Universal “juggernaut” is crushing everything in its path says IMPALA as it asks regulators to see through “indie washing” of Downtown deal

IMPALA is in touch with competition regulators in multiple “key jurisdictions” in relation to Universal Music’s acquisition of Downtown Music Holdings, the pan-European indie label trade group announced today, with IMPALA boss Helen Smith saying “we need to press the pause button”.

The organisation has also renewed its plea for regulators to block the deal, telling them that Universal’s “juggernaut strategy” is “crushing everything in its path” and needs to end.  

Downtown and its various subsidiaries, including FUGA, Songtrust and CD Baby, play a key role in the digital supply chain for thousands of independent music businesses and hundreds of thousands of artists. With the Downtown deal, these companies will become part of Universal, which is not only the biggest music rights company in the world but already controls significant chunks of the music industry’s supply chain.
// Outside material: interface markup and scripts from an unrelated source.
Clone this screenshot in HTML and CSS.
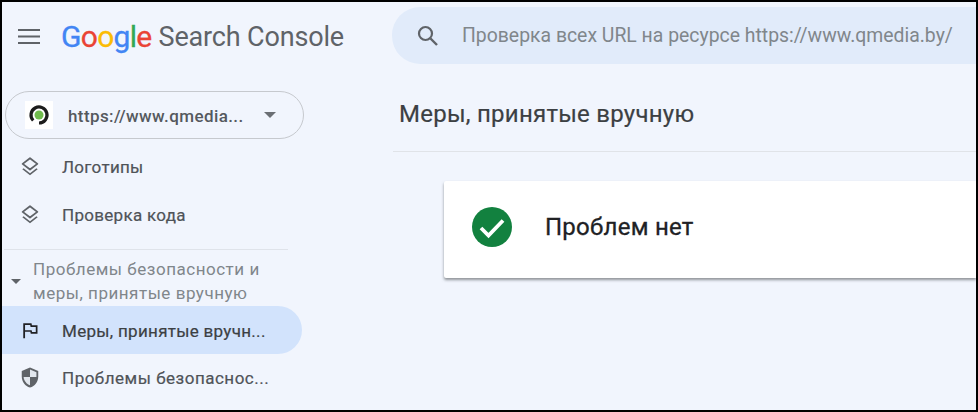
FILE: index.html
```html
<!DOCTYPE html>
<html lang="ru">
<head>
<meta charset="utf-8">
<title>Google Search Console</title>
<link rel="stylesheet" href="styles.css">
</head>
<body>
<div class="frame">
  <aside class="sidebar">
    <div class="brand">
      <svg class="menu-icon" viewBox="0 0 22 15"><path d="M0 1h22M0 7.500h22M0 14h22"/></svg>
      <span class="logo"><span class="g-blue">G</span><span class="g-red">o</span><span class="g-yellow">o</span><span class="g-blue">g</span><span class="g-green">l</span><span class="g-red">e</span></span>
      <span class="product">Search Console</span>
    </div>
    <div class="property">
      <span class="favicon">
        <svg viewBox="0 0 28 28" width="28" height="28"><path d="M8.200 19.500A8 8 0 1 1 14 22" fill="none" stroke="#1c1c1c" stroke-width="3.200"/><circle cx="14" cy="14" r="4.500" fill="#6fbb4c"/></svg>
      </span>
      <span class="property-url">https://www.qmedia...</span>
      <span class="caret"></span>
    </div>
    <nav class="nav">
      <div class="nav-item">
        <svg class="nav-icon" viewBox="0 0 24 24"><path d="M12 3.500 4 9.700l8 6.200 8-6.200z" fill="none" stroke="#5f6368" stroke-width="2" stroke-linejoin="round"/><path d="m5 14.400-1.400 1.100 8.400 6.500 8.400-6.500-1.400-1.100-7 5.400z" fill="#5f6368"/></svg>
        <span class="nav-label">Логотипы</span>
      </div>
      <div class="nav-item">
        <svg class="nav-icon" viewBox="0 0 24 24"><path d="M12 3.500 4 9.700l8 6.200 8-6.200z" fill="none" stroke="#5f6368" stroke-width="2" stroke-linejoin="round"/><path d="m5 14.400-1.400 1.100 8.400 6.500 8.400-6.500-1.400-1.100-7 5.400z" fill="#5f6368"/></svg>
        <span class="nav-label">Проверка кода</span>
      </div>
      <hr class="nav-divider">
      <div class="nav-section">
        <span class="section-caret"></span>
        <span class="section-label">Проблемы безопасности и<br>меры, принятые вручную</span>
      </div>
      <div class="nav-item active">
        <svg class="nav-icon flag" viewBox="0 0 24 24"><path d="M3 23V3h11l.6 2.600H22v11.400H13l-.6-2.600H5.400V23z M5.400 5.400v6.800h8.800l.6 2.600h4.900V8H12.800l-.6-2.600z" fill="#202124" fill-rule="evenodd"/></svg>
        <span class="nav-label">Меры, принятые вручн...</span>
      </div>
      <div class="nav-item">
        <svg class="nav-icon" viewBox="0 0 24 24"><path d="M12 1.500 3 5.500v6c0 5.600 3.800 10.800 9 12 5.200-1.200 9-6.400 9-12v-6z" fill="#5f6368"/><path d="M12 3.700v8.300H5c.4 4.100 3.300 7.800 7 9V12h7V6.800z" fill="#f1f5fd" fill-opacity=".9"/></svg>
        <span class="nav-label wide">Проблемы безопаснос...</span>
      </div>
    </nav>
  </aside>
  <main class="main">
    <div class="search">
      <svg class="search-icon" viewBox="0 0 24 24"><circle cx="9.500" cy="9.500" r="6.500" fill="none" stroke="#5f6368" stroke-width="2.200"/><path d="m14.500 14.500 6.500 6.500" stroke="#5f6368" stroke-width="2.400" fill="none"/></svg>
      <span class="search-text">Проверка всех URL на ресурсе https://www.qmedia.by/</span>
    </div>
    <h1 class="page-title">Меры, принятые вручную</h1>
    <div class="content">
      <section class="card">
        <svg class="check" viewBox="0 0 40 40"><circle cx="20" cy="20" r="20" fill="#12813f"/><path d="m9 21 7.500 7.500L31 13.500" fill="none" stroke="#fff" stroke-width="3.800"/></svg>
        <span class="card-text">Проблем нет</span>
      </section>
    </div>
  </main>
</div>
</body>
</html>
```
FILE: styles.css
```css
* { box-sizing: border-box; }
html, body { margin: 0; padding: 0; }
body { font-family: Roboto, "Liberation Sans", sans-serif; background: #000; }

.frame {
  width: 978px;
  height: 412px;
  border: 2px solid #000;
  background: #f1f5fd;
  overflow: hidden;
  display: grid;
  grid-template-columns: 390px 1fr;
}

/* Sidebar */
.sidebar { display: flex; flex-direction: column; min-width: 0; }
.brand {
  display: flex;
  align-items: center;
  height: 70px;
  padding-left: 16px;
}
.menu-icon { width: 22px; height: 15px; margin-right: 22px; flex: none; position: relative; top: -1px; }
.menu-icon path { stroke: #5f6368; stroke-width: 2; fill: none; }
.logo { font-size: 30px; font-weight: 400; letter-spacing: -0.7px; margin: 0 7px 0 -1px; line-height: 36px; -webkit-text-stroke: .3px; }
.g-blue { color: #4285f4; }
.g-red { color: #ea4335; }
.g-yellow { color: #fbbc05; }
.g-green { color: #34a853; }
.product { font-size: 27px; color: #5f6368; white-space: nowrap; letter-spacing: -0.17px; }

.property {
  width: 299px;
  height: 48px;
  margin: 19px 0 0 3px;
  border: 1px solid #c6c9ce;
  border-radius: 24px;
  display: flex;
  align-items: center;
  padding-left: 19px;
}
.favicon {
  width: 28px;
  height: 28px;
  background: #fff;
  flex: none;
  margin-right: 15px;
  display: flex;
}
.property-url { font-size: 17px; font-weight: 500; color: #55595e; white-space: nowrap; width: 196px; letter-spacing: .4px; padding-top: 1px; }
.caret {
  border-left: 6px solid transparent;
  border-right: 6px solid transparent;
  border-top: 6px solid #6b6f74;
}

.nav { display: flex; flex-direction: column; margin-top: 3px; width: 300px; }
.nav-item {
  height: 48px;
  display: flex;
  align-items: center;
  padding-left: 17px;
  border-radius: 0 24px 24px 0;
}
.nav-item.active { background: #d2e3fc; margin-top: 1px; margin-bottom: -1px; }
.nav-icon { width: 22px; height: 22px; margin-right: 21px; flex: none; }
.nav-icon.flag { width: 18px; height: 18px; margin: 0 23px 0 2px; }
.nav-label { font-size: 17px; font-weight: 400; color: #4f5358; white-space: nowrap; letter-spacing: .3px; padding-top: 1px; -webkit-text-stroke: .2px #4f5358; }
.nav-label.wide { letter-spacing: .5px; }
.active .nav-label { color: #3c4043; -webkit-text-stroke-color: #3c4043; }
.nav-divider {
  width: 284px;
  margin: 11px 0 7px 2px;
  border: 0;
  border-top: 1px solid #dfe3ea;
}
.nav-section {
  display: flex;
  align-items: center;
  height: 48px;
  padding-left: 9px;
}
.section-caret {
  border-left: 5px solid transparent;
  border-right: 5px solid transparent;
  border-top: 5px solid #5f6368;
  margin-right: 12px;
  margin-top: 1px;
}
.section-label { font-size: 17px; line-height: 24px; color: #80868b; white-space: nowrap; letter-spacing: .52px; }

/* Main */
.main { display: flex; flex-direction: column; min-width: 0; }
.search {
  height: 57px;
  margin-top: 5px;
  background: #e1ebfa;
  border-radius: 28px 0 0 28px;
  display: flex;
  align-items: center;
  padding-left: 24px;
}
.search-icon { width: 24px; height: 24px; margin-right: 22px; flex: none; }
.search-text { font-size: 19.400px; color: #80868b; white-space: nowrap; }
.page-title {
  margin: 0 0 0 1px;
  height: 88px;
  padding: 35px 0 0 6px;
  border-bottom: 1px solid #e0e3e8;
  font-size: 24px;
  line-height: 30px;
  font-weight: 400;
  color: #3c4043;
  white-space: nowrap;
  letter-spacing: .25px;
  -webkit-text-stroke: .2px #3c4043;
}
.content { padding: 29px 0 0 52px; }
.card {
  height: 97px;
  background: #fff;
  border-radius: 2px 0 0 2px;
  box-shadow: 0 2px 3px rgba(60, 64, 67, .55);
  display: flex;
  align-items: center;
  padding: 0 0 5px 28px;
}
.check { width: 40px; height: 40px; margin-right: 33px; flex: none; }
.card-text { font-size: 24px; font-weight: 400; color: #202124; letter-spacing: .25px; -webkit-text-stroke: .3px #202124; }
```
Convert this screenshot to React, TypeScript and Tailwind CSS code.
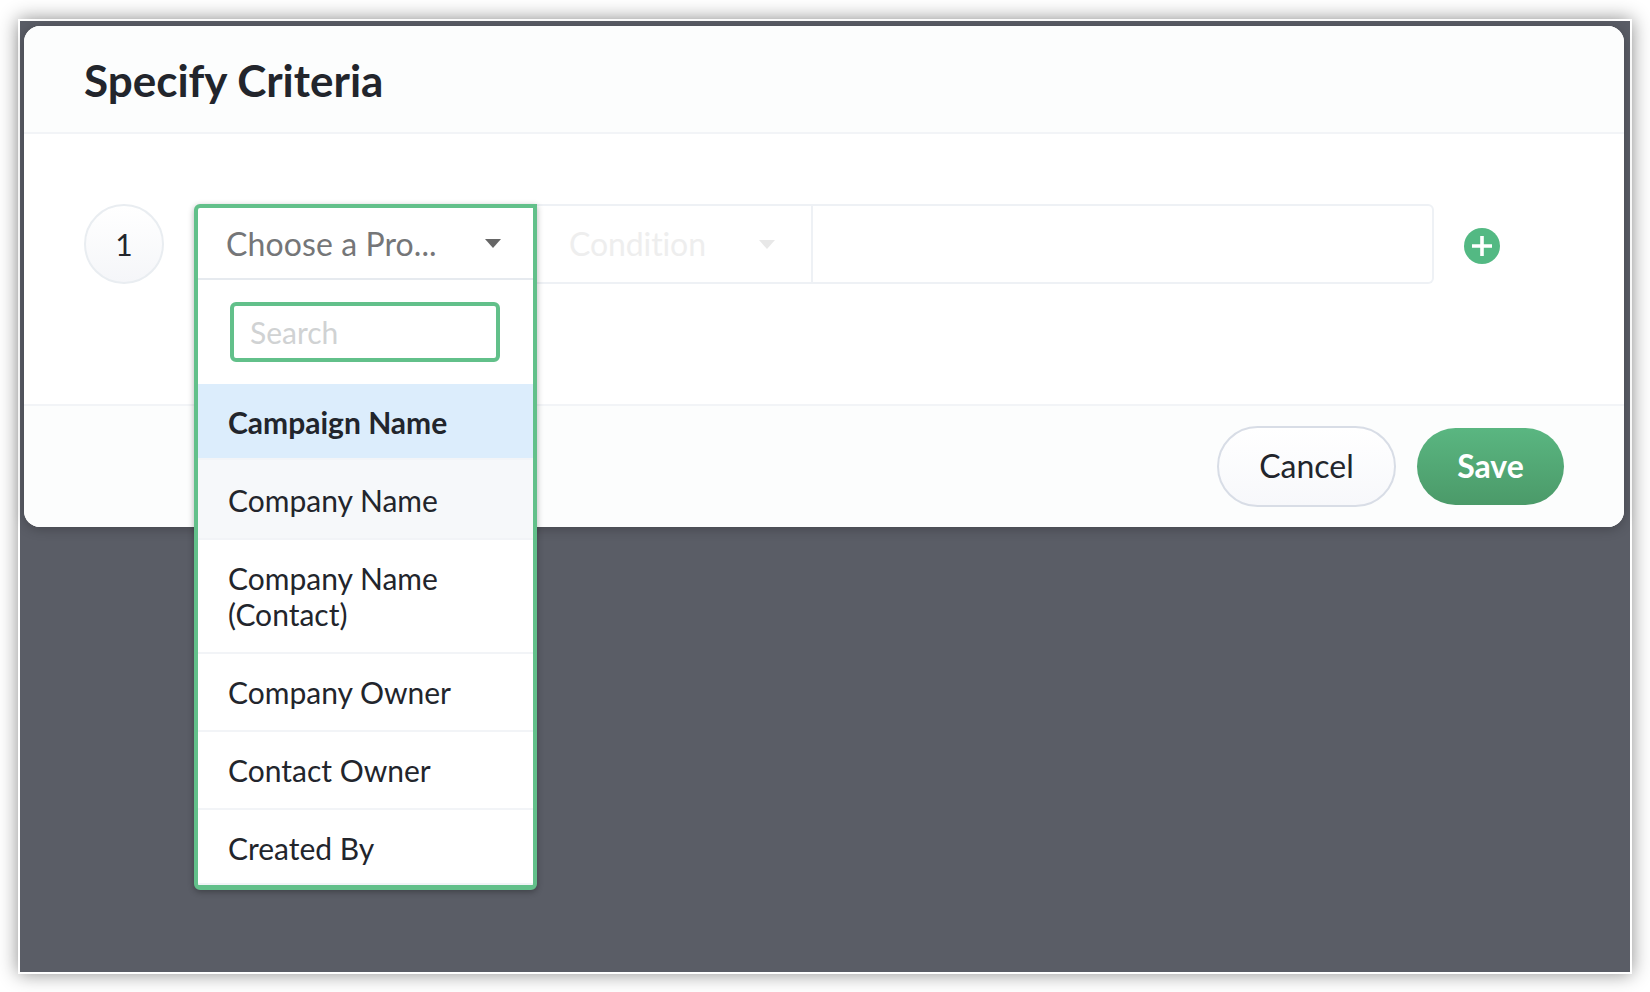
export default function App() {
  const Item = ({ children, cls = "" }: { children: React.ReactNode; cls?: string }) => (
    <div className={`flex items-center pl-[30px] pr-4 text-[30px] leading-[36px] border-b-2 border-[#f2f4f7] text-[#22252c] ${cls}`}>{children}</div>
  );
  return (
    <div className="w-[1650px] h-[992px] bg-white pt-[19px] pl-[18px] font-['Lato',sans-serif]">
      <div className="w-[1614px] h-[955px] border-2 border-white bg-[#5a5d66] shadow-[0_0_18px_rgba(0,0,0,0.45)] pt-[5px] pl-[4px]">
        <div className="w-[1600px] h-[501px] rounded-[16px] bg-white shadow-[0_2px_12px_rgba(0,0,0,0.25)] flex flex-col overflow-visible">
          <div className="h-[108px] shrink-0 rounded-t-[16px] bg-[#fcfdfd] border-b-2 border-[#f2f4f7] pl-[60px] pt-[26px]">
            <h1 className="text-[44px] leading-[56px] font-bold text-[#22252c]">Specify Criteria</h1>
          </div>
          <div className="h-[270px] shrink-0 pt-[70px] pl-[60px] flex items-start">
            <div className="w-[80px] h-[80px] rounded-full border-2 border-[#e9edf1] bg-gradient-to-b from-white to-[#f5f6f9] flex items-center justify-center text-[30px] text-[#22252c]">1</div>
            <div className="relative w-[343px] h-[80px] ml-[30px] shrink-0">
              <div className="absolute left-0 top-0 w-[343px] h-[686px] z-10 rounded-[6px] rounded-tr-none border-[4px] border-b-[5px] border-[#62c08a] bg-white shadow-[0_2px_6px_rgba(0,0,0,0.3)] flex flex-col overflow-hidden">
                <div className="h-[72px] shrink-0 border-b-2 border-[#e6eaef] flex items-center justify-between pl-[28px] pr-[32px] pt-[1px]">
                  <span className="text-[32px] tracking-[0.1px] text-[#757678]">Choose a Pro...</span>
                  <svg width="16" height="9" viewBox="0 0 16 9"><path d="M0 0h16L8 9z" fill="#666" /></svg>
                </div>
                <div className="h-[104px] shrink-0 pt-[22px] pl-[32px]">
                  <div className="w-[270px] h-[60px] rounded-[6px] border-[4px] border-[#62c08a] bg-white flex items-center pl-[16px] text-[30px] text-[#d0d2d3]">Search</div>
                </div>
                <Item cls="h-[76px] pt-[1px] bg-[#dcedfc] font-bold border-b-0">Campaign Name</Item>
                <Item cls="h-[80px] pt-[1px] bg-[#f6f8fa]">Company Name</Item>
                <Item cls="h-[114px]">Company Name<br />(Contact)</Item>
                <Item cls="h-[78px]">Company Owner</Item>
                <Item cls="h-[78px]">Contact Owner</Item>
                <Item cls="flex-1 pt-[2px] border-b-0">Created By</Item>
              </div>
            </div>
            <div className="w-[276px] h-[80px] shrink-0 border-y-2 border-r-2 border-[#eef1f5] flex items-center justify-between pl-[32px] pr-[36px]">
              <span className="text-[32px] tracking-[-0.1px] text-[#eeeeee]">Condition</span>
              <svg width="16" height="9" viewBox="0 0 16 9"><path d="M0 0h16L8 9z" fill="#e8e8e8" /></svg>
            </div>
            <div className="w-[621px] h-[80px] shrink-0 border-y-2 border-r-2 border-[#eef1f5] rounded-r-[6px]" />
            <div className="ml-[30px] mt-[24px] w-[36px] h-[36px] rounded-full bg-[#53b983] flex items-center justify-center">
              <svg width="20" height="20" viewBox="0 0 20 20"><path d="M10 0v20M0 10h20" stroke="#fff" strokeWidth="3.6" /></svg>
            </div>
          </div>
          <div className="flex-1 rounded-b-[16px] bg-[#fcfdfd] border-t-2 border-[#f2f4f7] flex items-start justify-end pr-[60px] pt-[20px] gap-[21px]">
            <button className="w-[179px] h-[81px] pb-[2px] rounded-full border-2 border-[#d8dde6] bg-gradient-to-b from-white to-[#f7f8fb] text-[32px] text-[#22252c]">Cancel</button>
            <button className="w-[147px] h-[77px] mt-[2px] pb-[2px] rounded-full bg-gradient-to-b from-[#5ab681] to-[#4b9a69] text-[32px] font-bold text-white">Save</button>
          </div>
        </div>
      </div>
    </div>
  );
}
The renewed call for regulatory intervention has been timed to coincide with tomorrow’s BRIT Awards. The music industry’s big award events, says Smith, are “a perfect moment to celebrate diversity” in the music industry, but also a time to reflect on “all the labels and artists that could struggle to reach the public in the future” if Universal’s Downtown deal is not stopped.

The last big Universal Music acquisition to prompt regulatory intervention was its 2012 acquisition of the EMI record company. While that deal was about expanding the major’s ownership of catalogue and, as a result, market share – a critical metric in the streaming economy – this deal is about access to market and data, because of Downtown’s key role in the digital supply chain. 

Crucial infrastructure will come under Universal’s control, giving it huge insight into how people are engaging with catalogue that it does not own or control. 

“A thriving music market needs effective competition and plenty of routes to market for labels and artists”, Smith adds. But Universal Music “is planning the exact opposite because they want to control access to the market. The two other music majors, Sony and Warner, are also buying up music businesses in key markets”. With “far fewer options”, she adds, “many labels and artists are going to be shut out”. 

Universal has been able to use its dominant position in terms of catalogue size and market share to put pressure on the streaming services to alter the way they allocate royalties in a way that benefits Universal and its shareholders. Changes that the major then sneakily brands as “artist-centric”, despite excluding artists – and indeed most labels – from any conversations regarding the evolution of a business model that the entire industry then has to work with. 

By acquiring the Downtown group – and therefore ultimately controlling the rights of artists, labels, songwriters and publishers that utilise the distribution and administration services of Downtown, FUGA, Songtrust and CD Baby – that market dominance, and accompanying power to force self-serving changes to the streaming business model, will only increase. 

However, the access to market and data ramifications are bigger. Many labels that utilise streaming deals negotiated by digital licensing agency Merlin rely on FUGA to deliver their content. Some independent distributors also utilise the FUGA infrastructure. Other indies use Downtown-owned royalties platform Curve to manage royalty payments. The Downtown deal, therefore, means countless independent music businesses will see their content and data start to move through Universal-owned networks. 

Honing in on the access point, IMPALA Chair Dario Draštata says: “All markets need big companies, but the music market is experiencing a level of concentration that would not be tolerated in any other market. Independent labels and artists should not depend on their competitors for access”. 

Smith calls on regulators to properly scrutinise the access to market concerns. “This is like shining a light in the basement of a four-storey building to discover that the owner of the first and second floor owns the pipes and wiring and the lifts”, she continues, adding “they control the whole structure”. 

To that end, “you need to switch on all the lights to understand how the sector works”, and the full effect of the Downtown deal – coupled with Universal’s recent acquisition of [PIAS] – “in the context of a market leader with interests at all levels of the music ecosystem”. 

Universal has also been criticised for presenting the Downtown acquisition as being a pro-indie deal driven by its label services division Virgin Music – a brand some still associate with the independent sector because of the origins of Virgin Records. 

It has also tried to position the transaction as a US-based deal – presumably because European regulators are more likely to intervene – despite FUGA being a key player in the European market and a business with significant operations in the Netherlands, where it was founded and where Universal Music Group NV, the legal entity of Universal, is also domiciled. 

Smith says Universal’s claims that the businesses it is acquiring are still “independent” is “misleading and unfair competition”, while Draštata adds, “We look to regulators to see through the ‘indie washing’ and take action”.